==== DATA SEGMENT
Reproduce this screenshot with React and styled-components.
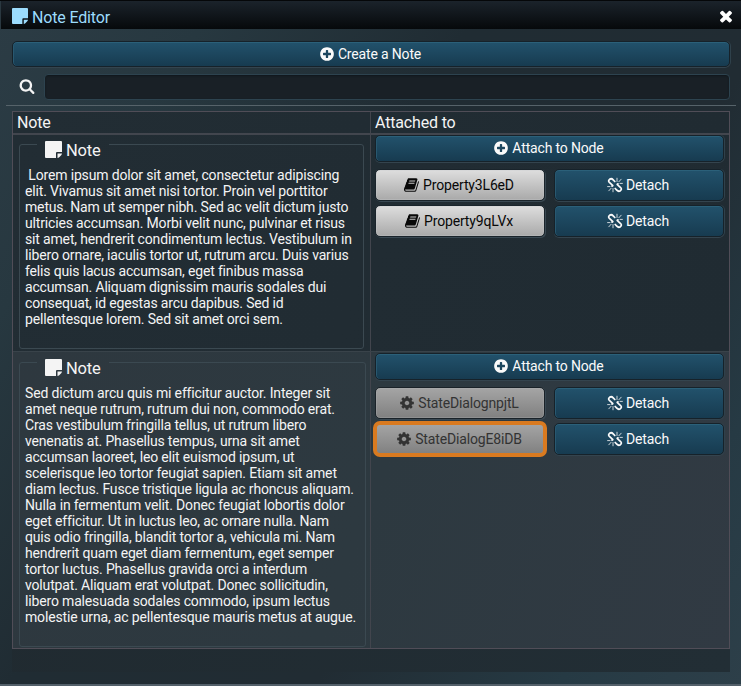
import React from 'react';
import styled, { createGlobalStyle, css } from 'styled-components';

const GlobalStyle = createGlobalStyle`
  *, *::before, *::after { box-sizing: border-box; }
  body {
    margin: 0;
    background: #1f2b33;
    color: #f4f4f4;
    font-family: Roboto, sans-serif;
    font-size: 14px;
    letter-spacing: -0.16px;
    overflow: hidden;
  }
`;

const Window = styled.main`
  display: flex;
  flex-direction: column;
  width: 741px;
  height: 686px;
  border-top: 1px solid #050709;
  border-bottom: 2px solid #53606a;
  background: linear-gradient(125deg, #2c3c45 0%, #273840 18%, #202c33 40%, #212c33 65%, #263a44 85%, #2d3f49 100%);
`;

const TitleBar = styled.header`
  display: flex;
  align-items: center;
  height: 28px;
  flex: none;
  padding: 2px 6px 0 11px;
  border-left: 1px solid #2a3840;
  background: linear-gradient(#1b232b, #06090b);
  color: #9cdcfd;
  font-size: 16px;
`;

const Title = styled.h1`
  flex: 1;
  margin: 2px 0 0 4px;
  font: inherit;
`;

const CloseButton = styled.button`
  display: flex;
  padding: 0;
  border: 0;
  background: none;
  color: #fff;
`;

const Content = styled.div`
  display: flex;
  flex-direction: column;
  padding: 12px 11px 0 12px;
`;

const tones = {
  blue: css`
    background: linear-gradient(#22526c, #173b50);
    border-color: #16222a;
    box-shadow: inset 0 1px #2b6079, inset 1px 0 #285870, 0 1px #34444e, 1px 0 #2f414b;
    color: #fafafa;
  `,
  light: css`
    background: linear-gradient(#dedede, #a9a9a9);
    border-color: #1a242b;
    box-shadow: inset 0 0 0 1px #c9cdd050, 1px 1px #3a4953;
    color: #080808;
  `,
  dim: css`
    background: linear-gradient(#a5a5a5, #808080);
    border-color: #1a2228;
    box-shadow: inset 0 0 0 1px #b0b4b650, 1px 1px #3a4953;
    color: #333;
  `,
};

const Button = styled.button`
  display: flex;
  align-items: center;
  justify-content: center;
  gap: 3px;
  width: 100%;
  height: ${(p) => p.$height || 32}px;
  padding: 0 2px ${(p) => (p.$height === 27 ? 2 : 0)}px 0;
  border: 1px solid;
  border-radius: 5px;
  font: 14px Roboto, sans-serif;
  letter-spacing: -0.16px;
  ${(p) => tones[p.$tone || 'blue']}
  ${(p) => p.$selected && css`
    outline: 4px solid #d97a20;
    outline-offset: -2px;
    border-color: #a4a8aa;
  `}
  & > svg { margin-bottom: ${(p) => (p.$height === 27 ? 0 : 1)}px; }
`;

const SearchRow = styled.label`
  display: flex;
  align-items: center;
  gap: 9px;
  height: 26px;
  margin-top: 7px;
  padding-left: 7px;
  & > svg { margin-bottom: 2px; }
`;

const SearchInput = styled.input`
  flex: 1;
  height: 26px;
  border: 1px solid #2d434f;
  border-radius: 4px;
  background: #192026;
  box-shadow: inset 0 1px 2px #10171c;
  color: #fff;
`;

const Divider = styled.hr`
  width: 730px;
  height: 1px;
  margin: 5px 0 5px -6px;
  border: 0;
  background: #56636a;
`;

const TableWell = styled.section`
  height: 561px;
  background: linear-gradient(100deg, #202a30, #222e35);
`;

const Table = styled.div`
  border: 1px solid #504d57;
`;

const Row = styled.div`
  display: grid;
  grid-template-columns: 357px 1fr;
  height: ${(p) => p.$height}px;
  background: ${(p) => (p.$alternate ? 'linear-gradient(110deg, #2e383f, #2d3940 50%, #313a43)' : 'linear-gradient(110deg, #222d34, #202b32)')};
  border-top: ${(p) => (p.$head ? '0' : p.$alternate ? '1px solid #39434a' : '2px solid #42464e')};
`;

const HeadCell = styled.div`
  padding: 1px 4px;
  font-size: 16px;
  line-height: 20px;
  & + & { border-left: 1px solid #42454d; }
`;

const NoteCell = styled.div`
  padding: ${(p) => p.$top}px ${(p) => p.$right}px 0 6px;
`;

const NoteBox = styled.fieldset`
  min-width: 0;
  height: ${(p) => p.$height}px;
  margin: 0;
  padding: 0 0 0 5px;
  border: 1px solid #3b4951;
  border-radius: 3px;
`;

const NoteLegend = styled.legend`
  display: flex;
  align-items: center;
  gap: 4px;
  height: 18px;
  margin-left: 12px;
  padding: 13px 8px 0;
  font-size: 16.5px;
  & > svg { margin-bottom: 2px; }
`;

const NoteText = styled.p`
  margin: 14px 0 0;
  line-height: 16px;
  white-space: pre;
`;

const AttachedCell = styled.div`
  display: grid;
  grid-template-columns: 170px 170px;
  align-content: start;
  gap: 4px 9px;
  padding: ${(p) => p.$top}px 0 0 4px;
  border-left: 1px solid #42454d;
`;

const AttachSlot = styled.div`
  grid-column: 1 / -1;
  margin-bottom: 3px;
`;

const Glyph = styled.svg`
  flex: none;
  width: ${(p) => p.$size}px;
  height: ${(p) => p.$size}px;
  fill: currentColor;
`;

const paths = {
  times: 'M1490 1322q0 40-28 68l-136 136q-28 28-68 28t-68-28l-294-294-294 294q-28 28-68 28t-68-28l-136-136q-28-28-28-68t28-68l294-294-294-294q-28-28-28-68t28-68l136-136q28-28 68-28t68 28l294 294 294-294q28-28 68-28t68 28l136 136q28 28 28 68t-28 68l-294 294 294 294q28 28 28 68z',
  search: 'M1216 832q0-185-131.5-316.5t-316.5-131.5-316.5 131.5-131.5 316.5 131.5 316.5 316.5 131.5 316.5-131.5 131.5-316.5zm512 832q0 52-38 90t-90 38q-54 0-90-38l-343-342q-179 124-399 124-143 0-273.5-55.5t-225-150-150-225-55.5-273.5 55.5-273.5 150-225 225-150 273.5-55.5 273.5 55.5 225 150 150 225 55.5 273.5q0 220-124 399l343 343q37 37 37 90z',
  plus: 'M1344 960v-128q0-26-19-45t-45-19h-256v-256q0-26-19-45t-45-19h-128q-26 0-45 19t-19 45v256h-256q-26 0-45 19t-19 45v128q0 26 19 45t45 19h256v256q0 26 19 45t45 19h128q26 0 45-19t19-45v-256h256q26 0 45-19t19-45zm320-64q0 209-103 385.5t-279.5 279.5-385.5 103-385.5-103-279.5-279.5-103-385.5 103-385.5 279.5-279.5 385.5-103 385.5 103 279.5 279.5 103 385.5z',
  cog: 'M1152 896q0-106-75-181t-181-75-181 75-75 181 75 181 181 75 181-75 75-181zm512-109v222q0 12-8 23t-20 13l-185 28q-19 54-39 91 35 50 107 138 10 12 10 25t-9 23q-27 37-99 108t-94 71q-12 0-26-9l-138-108q-44 23-91 38-16 136-29 186-7 28-36 28h-222q-14 0-24.5-8.5t-11.5-21.5l-28-184q-49-16-90-37l-141 107q-10 9-25 9-14 0-25-11-126-114-165-168-7-10-7-23 0-12 8-23 15-21 51-66.5t54-70.5q-27-50-41-99l-183-27q-13-2-21-12.5t-8-23.5v-222q0-12 8-23t19-13l186-28q14-46 39-92-40-57-107-138-10-12-10-24 0-10 9-23 26-36 98.5-107.5t94.5-71.5q13 0 26 10l138 107q44-23 91-38 16-136 29-186 7-28 36-28h222q14 0 24.5 8.5t11.5 21.5l28 184q49 16 90 37l142-107q9-9 24-9 13 0 25 10 129 119 165 170 7 8 7 22 0 12-8 23-15 21-51 66.5t-54 70.5q26 50 41 98l183 28q13 2 21 12.5t8 23.5z',
  book: 'M1639 478q40 57 18 129l-275 906q-19 64-76.5 107.5t-122.5 43.5h-923q-77 0-148.5-53.5t-99.5-131.5q-24-67-2-127 0-4 3-27t4-37q1-8-3-21.5t-3-19.5q2-11 8-21t16.5-23.5 16.5-23.5q23-38 45-91.5t30-91.5q3-10 .5-30t-.5-28q3-11 17-28t17-23q21-36 42-92t25-90q1-9-2.5-32t.5-28q4-13 22-30.5t22-22.5q19-26 42.5-84.5t27.5-96.5q1-8-3-25.5t-2-26.5q2-8 9-18t18-23 17-21q8-12 16.5-30.5t15-35 16-36 19.5-32 26.5-23.5 36-11.5 47.5 5.5l-1 3q38-9 51-9h761q74 0 114 56t18 130l-274 906q-36 119-71.5 153.5t-128.5 34.5h-869q-27 0-38 15-11 16-1 43 24 70 144 70h923q29 0 56-15.5t35-41.5l300-987q7-22 5-57 38 15 59 43zm-1064 2q-4 13 2 22.5t20 9.5h608q13 0 25.5-9.5t16.5-22.5l21-64q4-13-2-22.5t-20-9.5h-608q-13 0-25.5 9.5t-16.5 22.5zm-83 256q-4 13 2 22.5t20 9.5h608q13 0 25.5-9.5t16.5-22.5l21-64q4-13-2-22.5t-20-9.5h-608q-13 0-25.5 9.5t-16.5 22.5z',
};

const Icon = ({ name, size = 16 }) => (
  <Glyph $size={size} viewBox="0 0 1792 1792" aria-hidden="true"><path d={paths[name]} /></Glyph>
);

const StickyNote = ({ size = 17 }) => (
  <Glyph $size={size} viewBox="0 0 17 17" aria-hidden="true">
    <path d="M1 0H16Q17 0 17 1V11H12Q11 11 11 12V17H1Q0 17 0 16V1Q0 0 1 0ZM12.5 12.5H17Q17 13.4 16.2 14.2L14.2 16.2Q13.4 17 12.5 17Z" />
  </Glyph>
);

const BrokenLink = () => (
  <Glyph $size={16} viewBox="0 0 16 16" aria-hidden="true">
    <g fill="none" stroke="currentColor" strokeLinecap="round">
      <path strokeWidth="1.7" d="M7.8 4.5L6.2 2.8Q4.5 1 2.6 2.3Q.8 3.9 2.4 5.5L5.6 8.3Q6.2 9 5 9.1M8.2 11.5L9.8 13.2Q11.5 15 13.4 13.7Q15.2 12.1 13.6 10.5L10.4 7.7Q9.8 7 11 6.9" />
      <path strokeWidth=".8" d="M10 4.5V1.2M11.8 4.8L14.2 2.2M13 6.4H15.4M6 11.5V14.8M4.2 11.2L1.8 13.8M3 9.6H.6" />
    </g>
  </Glyph>
);

const notes = [
  {
    rowHeight: 218, boxHeight: 214, boxRight: 6, top: 0, attachTop: 0,
    text: ` Lorem ipsum dolor sit amet, consectetur adipiscing
elit. Vivamus sit amet nisi tortor. Proin vel porttitor
metus. Nam ut semper nibh. Sed ac velit dictum justo
ultricies accumsan. Morbi velit nunc, pulvinar et risus
sit amet, hendrerit condimentum lectus. Vestibulum in
libero ornare, iaculis tortor ut, rutrum arcu. Duis varius
felis quis lacus accumsan, eget finibus massa
accumsan. Aliquam dignissim mauris sodales dui
consequat, id egestas arcu dapibus. Sed id
pellentesque lorem. Sed sit amet orci sem.`,
    nodes: [{ label: 'Property3L6eD', icon: 'book', tone: 'light' }, { label: 'Property9qLVx', icon: 'book', tone: 'light' }],
  },
  {
    alternate: true, rowHeight: 297, boxHeight: 294, boxRight: 4, top: 1, attachTop: 1,
    text: `Sed dictum arcu quis mi efficitur auctor. Integer sit
amet neque rutrum, rutrum dui non, commodo erat.
Cras vestibulum fringilla tellus, ut rutrum libero
venenatis at. Phasellus tempus, urna sit amet
accumsan laoreet, leo elit euismod ipsum, ut
scelerisque leo tortor feugiat sapien. Etiam sit amet
diam lectus. Fusce tristique ligula ac rhoncus aliquam.
Nulla in fermentum velit. Donec feugiat lobortis dolor
eget efficitur. Ut in luctus leo, ac ornare nulla. Nam
quis odio fringilla, blandit tortor a, vehicula mi. Nam
hendrerit quam eget diam fermentum, eget semper
tortor luctus. Phasellus gravida orci a interdum
volutpat. Aliquam erat volutpat. Donec sollicitudin,
libero malesuada sodales commodo, ipsum lectus
molestie urna, ac pellentesque mauris metus at augue.`,
    nodes: [{ label: 'StateDialognpjtL', icon: 'cog', tone: 'dim' }, { label: 'StateDialogE8iDB', icon: 'cog', tone: 'dim', selected: true }],
  },
];

const NoteRow = ({ note }) => (
  <Row $height={note.rowHeight} $alternate={note.alternate}>
    <NoteCell $top={note.top} $right={note.boxRight}>
      <NoteBox $height={note.boxHeight}>
        <NoteLegend><StickyNote />Note</NoteLegend>
        <NoteText>{note.text}</NoteText>
      </NoteBox>
    </NoteCell>
    <AttachedCell $top={note.attachTop}>
      <AttachSlot><Button $height={27}><Icon name="plus" />Attach to Node</Button></AttachSlot>
      {note.nodes.map((node) => (
        <React.Fragment key={node.label}>
          <Button $tone={node.tone} $selected={node.selected}><Icon name={node.icon} />{node.label}</Button>
          <Button><BrokenLink />Detach</Button>
        </React.Fragment>
      ))}
    </AttachedCell>
  </Row>
);

export default function App() {
  return (
    <>
      <GlobalStyle />
      <Window>
        <TitleBar>
          <StickyNote size={16} />
          <Title>Note Editor</Title>
          <CloseButton aria-label="Close"><Icon name="times" size={18} /></CloseButton>
        </TitleBar>
        <Content>
          <Button $height={26}><Icon name="plus" />Create a Note</Button>
          <SearchRow><Icon name="search" /><SearchInput aria-label="Search notes" /></SearchRow>
          <Divider />
          <TableWell>
            <Table>
              <Row $head $height={21}><HeadCell>Note</HeadCell><HeadCell>Attached to</HeadCell></Row>
              {notes.map((note) => <NoteRow key={note.nodes[0].label} note={note} />)}
            </Table>
          </TableWell>
        </Content>
      </Window>
    </>
  );
}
========
EXERCISE OBJECTIVE - Gather each line in the data that holds the string "components".

EXERCISE RESULT -
Reproduce this screenshot with React and styled-components.
import styled, { createGlobalStyle, css } from 'styled-components';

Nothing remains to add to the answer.